Petisi Gambia menuduh bahwa pembersihan ini “dimaksudkan untuk menghancurkan Rohingya sebagai kelompok, seluruhnya maupun sebagian”, melalui pembunuhan massal, pemerkosaan dan pembakaran terhadap bangunan mereka “sering kali dengan penghuninya dikunci di dalam”.

Misi pencari fakta PBB yang menyelidiki tuduhan ini menemukan bukti menarik yang menyatakan bahwa tentara Myanmar harus diselidiki untuk tuduhan genosida terhadap Muslim Rohingya di Rakhine.

Bulan Agustus, sebuah laporan menuduh tentara Myanmar “secara rutin dan sistematis melakukan pemerkosaan massal dan berbagai tindakan seksual dengan kekerasaan dan paksaan terhadap perempuan, anak-anak dan orang-orang transgender”.

Bulan Mei, tujuh orang tentara Myanmar yang dipenjara karena membunuh 10 orang Rohingya dibebaskan lebih awal dari penjara. Myanmar mengatakan operasi militer mereka mengarah pada kelompok militan Rohingya dan militer telah menyatakan mereka tidak bersalah.

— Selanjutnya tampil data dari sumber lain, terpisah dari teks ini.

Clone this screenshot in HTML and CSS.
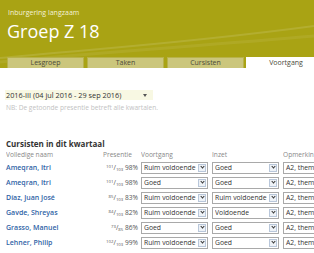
FILE: index.html
```html
<!DOCTYPE html>
<html lang="nl">
<head>
<meta charset="utf-8">
<title>Groep Z 18</title>
<link rel="stylesheet" href="styles.css">
</head>
<body>
<header class="top">
  <svg class="swoosh" width="314" height="68" viewBox="0 0 314 68" aria-hidden="true">
    <path d="M0 58 C 80 50, 180 44, 314 26" fill="none" stroke="rgba(255,255,255,0.12)" stroke-width="2"/>
    <path d="M0 62 C 100 52, 200 46, 314 36" fill="none" stroke="rgba(255,255,255,0.07)" stroke-width="3"/>
  </svg>
  <div class="sub">Inburgering langzaam</div>
  <h1 class="title">Groep Z 18</h1>
  <nav class="tabs">
    <span class="tab">Lesgroep</span>
    <span class="tab">Taken</span>
    <span class="tab">Cursisten</span>
    <span class="tab active">Voortgang</span>
  </nav>
</header>
<main class="content">
  <div class="period">
    <span>2016-III (04 jul 2016 - 29 sep 2016)</span>
    <span class="caret"></span>
  </div>
  <p class="nb">NB: De getoonde presentie betreft alle kwartalen.</p>
  <h2 class="section">Cursisten in dit kwartaal</h2>
  <div class="grid">
    <div class="th">Volledige naam</div>
    <div class="th">Presentie</div>
    <div class="th">Voortgang</div>
    <div class="th">Inzet</div>
    <div class="th">Opmerkin</div>

    <a class="name">Ameqran, Itri</a>
    <div class="pres"><sup>101</sup>/<sub>103</sub> 98%</div>
    <div class="sel"><span>Ruim voldoende</span><i></i></div>
    <div class="sel"><span>Goed</span><i></i></div>
    <div class="inp">A2, them</div>

    <a class="name">Ameqran, Itri</a>
    <div class="pres"><sup>101</sup>/<sub>103</sub> 98%</div>
    <div class="sel"><span>Goed</span><i></i></div>
    <div class="sel"><span>Goed</span><i></i></div>
    <div class="inp">A2, them</div>

    <a class="name">Díaz, Juan José</a>
    <div class="pres"><sup>85</sup>/<sub>103</sub> 83%</div>
    <div class="sel"><span>Ruim voldoende</span><i></i></div>
    <div class="sel"><span>Ruim voldoende</span><i></i></div>
    <div class="inp">A2, them</div>

    <a class="name">Gavde, Shreyas</a>
    <div class="pres"><sup>84</sup>/<sub>103</sub> 82%</div>
    <div class="sel"><span>Ruim voldoende</span><i></i></div>
    <div class="sel"><span>Voldoende</span><i></i></div>
    <div class="inp">A2, them</div>

    <a class="name">Grasso, Manuel</a>
    <div class="pres"><sup>73</sup>/<sub>85</sub> 86%</div>
    <div class="sel"><span>Goed</span><i></i></div>
    <div class="sel"><span>Goed</span><i></i></div>
    <div class="inp">A2, them</div>

    <a class="name">Lehner, Philip</a>
    <div class="pres"><sup>102</sup>/<sub>103</sub> 99%</div>
    <div class="sel"><span>Ruim voldoende</span><i></i></div>
    <div class="sel"><span>Goed</span><i></i></div>
    <div class="inp">A2, them</div>
  </div>
</main>
</body>
</html>
```
FILE: styles.css
```css
html, body {
  margin: 0;
  padding: 0;
  background: #fff;
  overflow: hidden;
}
body {
  width: 314px;
  height: 253px;
  font-family: "Open Sans", "DejaVu Sans", sans-serif;
  color: #333;
}
.top {
  position: relative;
  height: 68px;
  background: #a9a314;
  padding-left: 8px;
  box-sizing: border-box;
  display: flex;
  flex-direction: column;
  overflow: hidden;
}
.swoosh {
  position: absolute;
  left: 0;
  top: 0;
}
.sub {
  position: relative;
  margin-top: 8px;
  font-size: 7px;
  line-height: 9px;
  color: #f4f2d8;
}
.title {
  position: relative;
  margin: 4px 0 0 -1px;
  font-size: 18px;
  line-height: 20px;
  font-weight: 400;
  color: #fff;
}
.tabs {
  position: relative;
  margin-top: auto;
  margin-left: -1px;
  display: flex;
  gap: 3px;
  height: 11px;
}
.tab {
  width: 77px;
  height: 11px;
  box-sizing: border-box;
  background: #cbc67c;
  border: 1px solid #b8b24a;
  border-bottom: none;
  font-size: 7px;
  line-height: 10px;
  text-align: center;
  color: #4a4a3a;
  flex: none;
}
.tab.active {
  background: #fff;
  border-color: #fff;
  width: 80px;
  margin-left: -1px;
}
.content {
  padding: 22px 0 0 5px;
}
.period {
  width: 148px;
  height: 10px;
  background: #f8f8e3;
  display: flex;
  align-items: center;
  justify-content: space-between;
  padding: 0 6px 0 1px;
  box-sizing: border-box;
  font-size: 7.3px;
  color: #333;
  white-space: nowrap;
}
.caret {
  width: 0;
  height: 0;
  border-left: 2.5px solid transparent;
  border-right: 2.5px solid transparent;
  border-top: 3px solid #555;
}
.nb {
  margin: 4px 0 0 1px;
  font-size: 6.6px;
  line-height: 8px;
  color: #c2c2c2;
  white-space: nowrap;
}
.section {
  margin: 26px 0 0 1px;
  font-size: 8px;
  line-height: 11px;
  font-weight: 700;
  color: #333;
}
.grid {
  margin: -1px 0 0 1px;
  display: grid;
  grid-template-columns: 97px 38px 71px 71px 31px;
  grid-auto-rows: 15px;
  grid-template-rows: 12px;
  align-items: center;
}
.th {
  font-size: 6.6px;
  color: #888;
  white-space: nowrap;
  overflow: hidden;
}
.name {
  font-size: 7px;
  font-weight: 600;
  color: #2f63a6;
  white-space: nowrap;
}
.pres {
  font-size: 6.6px;
  color: #555;
  text-align: right;
  padding-right: 3px;
  white-space: nowrap;
}
.pres sup, .pres sub {
  font-size: 4.3px;
  line-height: 0;
}
.pres sup { vertical-align: 2px; }
.pres sub { vertical-align: -1px; }
.sel {
  width: 67px;
  height: 12px;
  box-sizing: border-box;
  border: 1px solid #a9a9a9;
  background: #fff;
  display: flex;
  align-items: center;
  justify-content: space-between;
  font-size: 6.8px;
  color: #333;
  padding-left: 2px;
}
.sel span { white-space: nowrap; overflow: hidden; }
.sel i {
  width: 8px;
  height: 8px;
  margin-right: 1px;
  box-sizing: border-box;
  border: 1px solid #b9c7da;
  background: #eef2f7;
  position: relative;
  flex: none;
}
.sel i::after {
  content: "";
  position: absolute;
  left: 1.5px;
  top: 0.5px;
  width: 2px;
  height: 2px;
  border-right: 1.2px solid #333;
  border-bottom: 1.2px solid #333;
  transform: rotate(45deg);
}
.inp {
  height: 12px;
  box-sizing: border-box;
  border: 1px solid #a9a9a9;
  border-right: none;
  font-size: 6.8px;
  line-height: 10px;
  padding-left: 2px;
  white-space: nowrap;
  overflow: hidden;
  color: #333;
}
```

Bagaimana situasi terakhir yang dihadapi oleh minoritas Rohingya?

Ratusan ribu minoritas Rohingya meninggalkan Myanmar sejak operasi militer dimulai. Pada tanggal 30 September, terdapat 915.000 pengungsi Rohingya di kamp-kamp di Bangladesh.

Hampir 80 mereka tiba antara Agustus dan Desember 2017, serta bulan Maret tahun ini. Bangladesh menyatakan tak akan menerima lagi pengungsi baru.

Bulan Agustus, Bangladesh membentuk skema repatriasi sukarela – tetapi tak ada satupun orang Rohingya yang mau menjalaninya.

Bangladesh berencana merelokasi 100.000 pengungsi ke Bhasan Char, sebuah pulau kecil di Teluk Bengala, tetapi ide ini ditentang oleh 39 aid lembaga pemberi bantuan dan kelompok perlindungan hak asasi manusia.

Bulan September, wartawan BBC Jonathan Head melaporkan bahwa barak polisi, bangunan pemerinah dan kamp relokasi pengungsi telah dibangun di lokasi bekas desa-desa minoritas Rohingya di Myanmar.